What is your protocol if a critical logic error is discovered after fielding has begun?

These questions probe the dimensions that matter most, such as testing rigor, revision management, mobile competency, export discipline, accessibility awareness, documentation practice, platform expertise, and incident response. Collectively they surface the difference between a programmer who treats survey deployment as a systems engineering problem and one who treats it as a configuration task.

Conclusion

Selecting a survey programmer is a decision about the integrity of the research. The person who builds the instrument determines whether respondents reach the right questions, whether quotas close correctly, whether data arrives in a form an analyst can use, and whether problems that emerge during fielding surface quickly enough to address. Those outcomes are not determined by the quality of the questionnaire or the size of the sample. They are determined by the engineering discipline applied to the deployment layer.

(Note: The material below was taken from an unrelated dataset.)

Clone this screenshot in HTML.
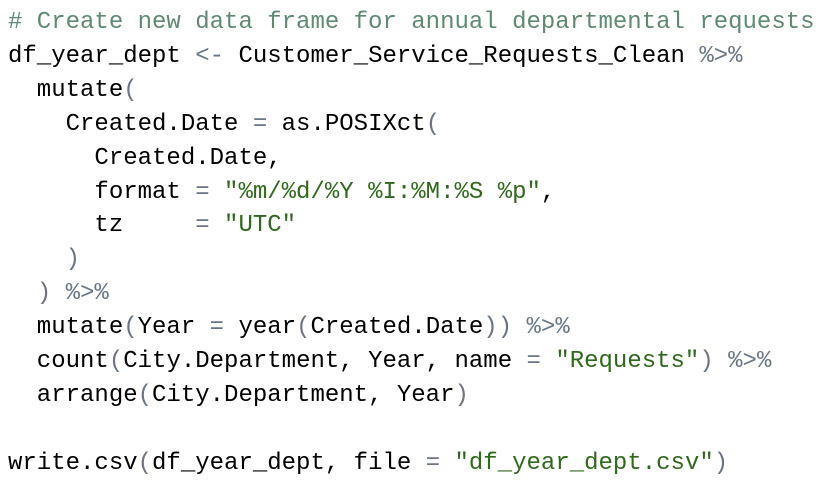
<!DOCTYPE html>
<html><head><meta charset="utf-8"><style>
html,body{margin:0;padding:0;background:#fff;width:836px;height:488px;overflow:hidden}
pre{margin:0;padding:6px 0 0 8px;font-family:"Liberation Mono",monospace;font-size:24px;line-height:33.9px;color:#000;letter-spacing:0}
.c{color:#5e8a72}.o{color:#687687}.s{color:#2f6a1c}
</style></head><body><pre><span class="c"># Create new data frame for annual departmental requests</span>
df_year_dept <span class="o">&lt;-</span> Customer_Service_Requests_Clean <span class="o">%&gt;%</span>
  mutate<span class="o">(</span>
    Created.Date <span class="o">=</span> as.POSIXct<span class="o">(</span>
      Created.Date,
      format <span class="o">=</span> <span class="s">"%m/%d/%Y %I:%M:%S %p"</span>,
      tz     <span class="o">=</span> <span class="s">"UTC"</span>
    <span class="o">)</span>
  <span class="o">)</span> <span class="o">%&gt;%</span>
  mutate<span class="o">(</span>Year <span class="o">=</span> year<span class="o">(</span>Created.Date<span class="o">))</span> <span class="o">%&gt;%</span>
  count<span class="o">(</span>City.Department, Year, name <span class="o">=</span> <span class="s">"Requests"</span><span class="o">)</span> <span class="o">%&gt;%</span>
  arrange<span class="o">(</span>City.Department, Year<span class="o">)</span>

write.csv<span class="o">(</span>df_year_dept, file <span class="o">=</span> <span class="s">"df_year_dept.csv"</span><span class="o">)</span></pre></body></html>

The evidence is consistent that data quality failures in online survey research are widespread, under detected, and consequential (Gottfried 1–2). The survey frameworks are programs with logic, control flow, and bugs, and they require the same professional discipline that any other deployed software requires (Tosch and Berger 592). The methodological foundation for building them correctly has been established in the literature for decades (Krosnick and Presser 263–314). What remains is recognizing that the programming layer is where that foundation either holds or fails.

Survey programming is not a commodity. It is a technical discipline with direct consequences for research validity. Treating it as one is among the most reliable ways to undermine work that was carefully designed everywhere else.